OPEC has its work cut out to stop the oil price from sinking further
ENERGY analysts spent the first half of the year debating how expensive oil could get. Now they are asking the opposite question. On December 2nd the price of a barrel slipped below $47, the lowest level since May 2005 and less than a third of the peak reached in July.
The main reason for the slump is the darkening outlook for the world economy. Demand for oil continues to grow in a few spots, such as China. But in most places it is falling. America’s appetite for oil, for example, had been more or less stagnant for the past few years, but has recently dropped dramatically (see chart). Many now expect global oil demand to fall next year, and perhaps even this year—which would be the first decline since 1993. Meanwhile, several new oilfields and refineries, which were set in motion when the price seemed likely only to rise, are due to start up in the coming months, increasing supply just as demand atrophies.
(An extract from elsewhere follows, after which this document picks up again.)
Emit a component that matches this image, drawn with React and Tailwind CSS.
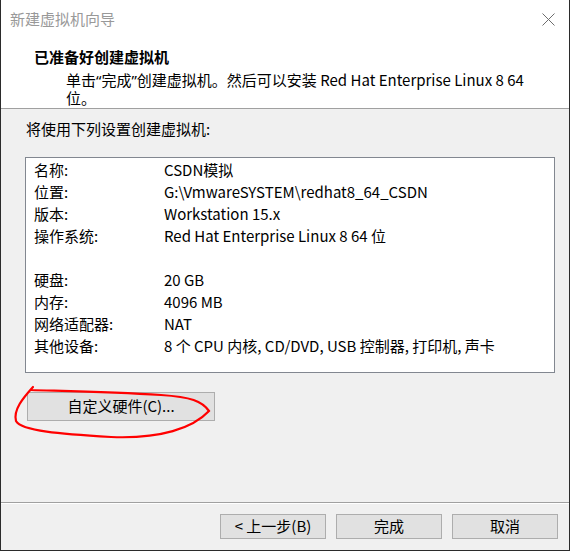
import React from 'react'

const font = { fontFamily: '"Noto Sans CJK SC", "Noto Sans", sans-serif' }
const latin = { fontFamily: '"Noto Sans", sans-serif' }

const rows = [
  ['名称:', 'CSDN模拟'],
  ['位置:', 'G:\\VmwareSYSTEM\\redhat8_64_CSDN'],
  ['版本:', 'Workstation 15.x'],
  ['操作系统:', 'Red Hat Enterprise Linux 8 64 位'],
  ['', ''],
  ['硬盘:', '20 GB'],
  ['内存:', '4096 MB'],
  ['网络适配器:', 'NAT'],
  ['其他设备:', '8 个 CPU 内核, CD/DVD, USB 控制器, 打印机, 声卡'],
]

function Btn({children, className}){
  return (
    <div className={"h-[25px] w-[106px] bg-[#e1e1e1] border border-[#adadad] flex items-center justify-center text-[15px] text-black " + (className||'')}>
      {children}
    </div>
  )
}

export default function App(){
  return (
    <div style={font} className="relative w-[570px] h-[551px] bg-[#f0f0f0] border-l border-r border-b border-[#2b2b2b] flex flex-col text-black overflow-hidden">
      <header className="h-[109px] bg-white border-b border-[#a0a0a0] shrink-0">
        <div className="h-[38px] flex items-center justify-between pl-[9px] pr-[14px]">
          <span className="text-[15px] text-[#999]">新建虚拟机向导</span>
          <svg width="13" height="13" viewBox="0 0 13 13">
            <path d="M0.5 0.5 L12.5 12.5 M12.5 0.5 L0.5 12.5" stroke="#6d6d6d" strokeWidth="1" />
          </svg>
        </div>
        <div className="mt-[9px] pl-[33px] text-[15px] font-bold leading-[20px]">已准备好创建虚拟机</div>
        <div className="mt-[4px] pl-[65px] text-[15px] leading-[18px]">
          单击<span style={latin}>“</span>完成<span style={latin}>”</span>创建虚拟机。然后可以安装 Red Hat Enterprise Linux 8 64<br/>位。
        </div>
      </header>

      <main className="flex-1 pt-[10px] pl-[24px] pr-[14px]">
        <div className="text-[15px] leading-[20px] pl-[1px]">将使用下列设置创建虚拟机:</div>
        <div className="mt-[18px] h-[216px] bg-white border border-[#828790] pt-[1px] pl-[8px]">
          {rows.map((r, i) => (
            <div key={i} className="flex h-[22px] items-center text-[15px]">
              <span className="w-[130px]">{r[0]}</span>
              <span>{r[1]}</span>
            </div>
          ))}
        </div>
        <div className="mt-[19px] ml-[2px] w-[188px] h-[29px] bg-[#e1e1e1] border border-[#adadad] flex items-center justify-center text-[15px]">
          自定义硬件(C)...
        </div>
      </main>

      <footer className="h-[48px] shrink-0 border-t border-[#a0a0a0]">
        <div className="border-t border-white h-full flex justify-end gap-[10px] pt-[10px] pr-[11px]">
          <Btn>&lt; 上一步(B)</Btn>
          <Btn>完成</Btn>
          <Btn>取消</Btn>
        </div>
      </footer>

      <svg className="absolute left-0 top-0 pointer-events-none" width="570" height="551" viewBox="0 0 570 551">
        <path d="M32 387 C 22 398, 12 410, 15 421 C 20 431, 60 434, 110 437 C 160 439, 192 428, 208 411 C 201 401, 190 397, 160 395 C 110 392, 60 391, 30 390"
          fill="none" stroke="#ff0000" strokeWidth="2.2" strokeLinecap="round" />
      </svg>
    </div>
  )
}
The Organisation of the Petroleum Exporting Countries (OPEC) does not seem able to cut its production fast enough to keep pace with all this grim news. In October the cartel agreed to pump 1.5m fewer barrels each day from November 1st, reducing global supply by about 2%. But that cut is only just beginning to take effect, since it can take more than a month for tankers to reach their destinations. Moreover, OPEC’s members do not yet seem to be complying fully with their diminished quotas.
The king of Saudi Arabia recently said that $75 a barrel would be a fair price—an idea that other members of the cartel have echoed with enthusiasm. Oil’s plunge has left many of them in dire fiscal straits. This suggests that when the group meets again on December 17th, it will resolve to cut its production further. But Saudi Arabia will not want to bear all the cost, so it will insist that other big producers, such as Iran and Venezuela, should not only agree to further cuts of their own but also implement them.
Michael Lewis of Deutsche Bank argues that OPEC’s past efforts to prop up prices have succeeded more often than not. Since 1993, cuts in production have led to higher prices on three-quarters of occasions. The exceptions, however, have occurred when the world economy has slowed unexpectedly—most notably in 1998, after the Asian crisis, and in 2001, after the dotcom bubble burst. On those occasions, the price kept falling for more than six months after OPEC first began reducing its output. In 2001, for example, the cartel had to resort to a series of cuts, totalling 5m barrels, before the price finally began to recover.
If events take a similar turn this time, Mr Lewis reckons, OPEC will have to keep cutting its output for another year. The price may not hit rock bottom until early 2010. But the world economy looks less healthy now than it did in 2001, so OPEC may face even more of a struggle this time, he thinks. Deutsche Bank, for one, sees prices falling as low as $35 at times between now and then. After adjusting for inflation, Mr Lewis points out, that would only take the price back to its average level since 1972.